Records follow. Select each line holding "React".

----

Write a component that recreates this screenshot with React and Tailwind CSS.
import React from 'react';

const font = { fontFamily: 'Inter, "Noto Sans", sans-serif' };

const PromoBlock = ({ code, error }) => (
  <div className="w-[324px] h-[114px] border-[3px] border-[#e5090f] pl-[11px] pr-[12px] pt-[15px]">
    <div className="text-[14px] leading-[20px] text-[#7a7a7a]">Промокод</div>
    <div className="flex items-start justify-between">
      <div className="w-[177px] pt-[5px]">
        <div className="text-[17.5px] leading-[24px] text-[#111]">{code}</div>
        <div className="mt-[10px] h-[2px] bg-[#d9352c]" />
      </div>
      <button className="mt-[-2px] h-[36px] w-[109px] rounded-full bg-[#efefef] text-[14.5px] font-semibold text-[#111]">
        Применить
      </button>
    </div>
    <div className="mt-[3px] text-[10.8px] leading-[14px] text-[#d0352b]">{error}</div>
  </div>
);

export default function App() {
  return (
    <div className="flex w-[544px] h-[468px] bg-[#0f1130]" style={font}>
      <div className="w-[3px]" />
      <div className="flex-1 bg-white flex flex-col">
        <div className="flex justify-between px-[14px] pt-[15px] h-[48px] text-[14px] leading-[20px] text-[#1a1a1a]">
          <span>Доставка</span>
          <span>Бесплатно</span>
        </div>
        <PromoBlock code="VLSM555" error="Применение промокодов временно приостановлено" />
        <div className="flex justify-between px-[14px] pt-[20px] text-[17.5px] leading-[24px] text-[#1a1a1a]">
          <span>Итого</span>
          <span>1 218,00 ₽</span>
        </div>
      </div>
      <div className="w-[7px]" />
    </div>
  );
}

----

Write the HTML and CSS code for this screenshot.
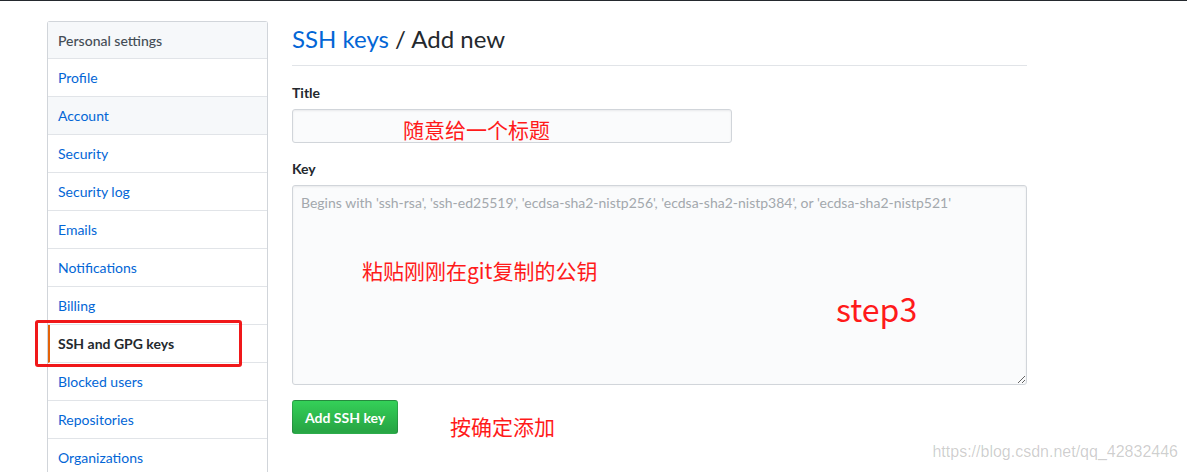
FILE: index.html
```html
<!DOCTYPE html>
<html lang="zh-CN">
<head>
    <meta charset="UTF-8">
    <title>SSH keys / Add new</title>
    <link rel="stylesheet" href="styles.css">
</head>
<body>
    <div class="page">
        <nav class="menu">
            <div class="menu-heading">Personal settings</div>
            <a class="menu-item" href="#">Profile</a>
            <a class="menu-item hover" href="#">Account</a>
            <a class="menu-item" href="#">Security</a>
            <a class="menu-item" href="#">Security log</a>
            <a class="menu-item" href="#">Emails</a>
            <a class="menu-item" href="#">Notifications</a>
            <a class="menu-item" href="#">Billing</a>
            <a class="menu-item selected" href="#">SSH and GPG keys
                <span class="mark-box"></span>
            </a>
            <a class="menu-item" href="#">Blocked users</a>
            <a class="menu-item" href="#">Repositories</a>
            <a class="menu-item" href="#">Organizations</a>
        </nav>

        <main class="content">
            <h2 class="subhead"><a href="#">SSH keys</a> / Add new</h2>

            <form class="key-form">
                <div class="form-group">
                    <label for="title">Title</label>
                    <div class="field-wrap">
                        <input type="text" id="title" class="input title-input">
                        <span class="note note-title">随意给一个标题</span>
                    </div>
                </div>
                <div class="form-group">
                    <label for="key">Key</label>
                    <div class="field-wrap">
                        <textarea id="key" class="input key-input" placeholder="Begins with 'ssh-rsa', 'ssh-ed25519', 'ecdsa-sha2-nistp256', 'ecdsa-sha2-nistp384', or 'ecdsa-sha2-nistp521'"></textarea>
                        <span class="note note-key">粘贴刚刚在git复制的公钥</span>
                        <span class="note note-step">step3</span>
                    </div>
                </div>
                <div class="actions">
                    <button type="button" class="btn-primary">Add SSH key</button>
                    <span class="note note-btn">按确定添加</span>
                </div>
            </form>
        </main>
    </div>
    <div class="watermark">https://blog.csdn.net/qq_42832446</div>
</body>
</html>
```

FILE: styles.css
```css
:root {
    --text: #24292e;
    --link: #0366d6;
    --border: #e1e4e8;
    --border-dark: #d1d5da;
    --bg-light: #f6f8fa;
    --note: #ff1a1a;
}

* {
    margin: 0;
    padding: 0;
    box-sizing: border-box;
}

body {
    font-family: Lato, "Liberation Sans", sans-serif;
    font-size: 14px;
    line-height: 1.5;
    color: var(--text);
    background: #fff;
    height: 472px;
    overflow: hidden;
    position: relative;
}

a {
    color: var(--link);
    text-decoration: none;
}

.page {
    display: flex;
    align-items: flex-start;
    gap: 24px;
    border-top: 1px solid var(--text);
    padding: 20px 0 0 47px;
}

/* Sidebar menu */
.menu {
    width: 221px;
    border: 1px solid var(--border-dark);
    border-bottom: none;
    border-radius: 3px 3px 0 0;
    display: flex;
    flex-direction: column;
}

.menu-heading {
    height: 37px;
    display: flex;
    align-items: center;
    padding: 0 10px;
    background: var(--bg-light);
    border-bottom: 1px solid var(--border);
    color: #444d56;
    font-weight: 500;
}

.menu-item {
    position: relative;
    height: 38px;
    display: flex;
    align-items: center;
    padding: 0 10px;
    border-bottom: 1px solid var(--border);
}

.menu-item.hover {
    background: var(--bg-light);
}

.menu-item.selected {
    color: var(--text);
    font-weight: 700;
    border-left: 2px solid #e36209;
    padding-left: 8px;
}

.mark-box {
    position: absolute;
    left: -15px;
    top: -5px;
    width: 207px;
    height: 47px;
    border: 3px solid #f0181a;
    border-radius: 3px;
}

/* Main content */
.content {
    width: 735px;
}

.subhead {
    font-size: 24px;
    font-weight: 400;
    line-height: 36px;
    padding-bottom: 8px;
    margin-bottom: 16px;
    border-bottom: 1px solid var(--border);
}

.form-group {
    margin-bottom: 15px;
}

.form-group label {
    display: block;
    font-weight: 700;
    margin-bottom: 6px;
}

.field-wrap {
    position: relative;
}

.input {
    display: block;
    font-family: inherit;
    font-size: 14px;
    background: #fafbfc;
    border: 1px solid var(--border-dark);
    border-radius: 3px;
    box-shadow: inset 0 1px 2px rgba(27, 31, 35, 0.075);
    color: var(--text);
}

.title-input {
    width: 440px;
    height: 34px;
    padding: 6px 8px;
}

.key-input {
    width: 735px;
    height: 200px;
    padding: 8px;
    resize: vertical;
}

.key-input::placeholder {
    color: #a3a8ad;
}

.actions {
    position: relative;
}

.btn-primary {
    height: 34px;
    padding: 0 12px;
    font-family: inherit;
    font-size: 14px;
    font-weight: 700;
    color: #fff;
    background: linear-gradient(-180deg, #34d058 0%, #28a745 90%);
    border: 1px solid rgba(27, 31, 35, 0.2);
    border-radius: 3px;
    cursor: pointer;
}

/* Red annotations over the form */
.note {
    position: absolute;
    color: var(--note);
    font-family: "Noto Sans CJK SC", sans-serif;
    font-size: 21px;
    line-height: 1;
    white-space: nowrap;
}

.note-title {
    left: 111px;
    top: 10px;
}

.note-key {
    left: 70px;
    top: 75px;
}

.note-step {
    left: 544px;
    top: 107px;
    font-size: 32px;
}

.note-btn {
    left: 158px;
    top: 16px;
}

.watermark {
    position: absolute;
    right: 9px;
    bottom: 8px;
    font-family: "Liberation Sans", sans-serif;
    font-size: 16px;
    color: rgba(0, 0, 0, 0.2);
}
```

----

RESULT FOR THIS EXERCISE:
Write a component that recreates this screenshot with React and Tailwind CSS.
import React from 'react';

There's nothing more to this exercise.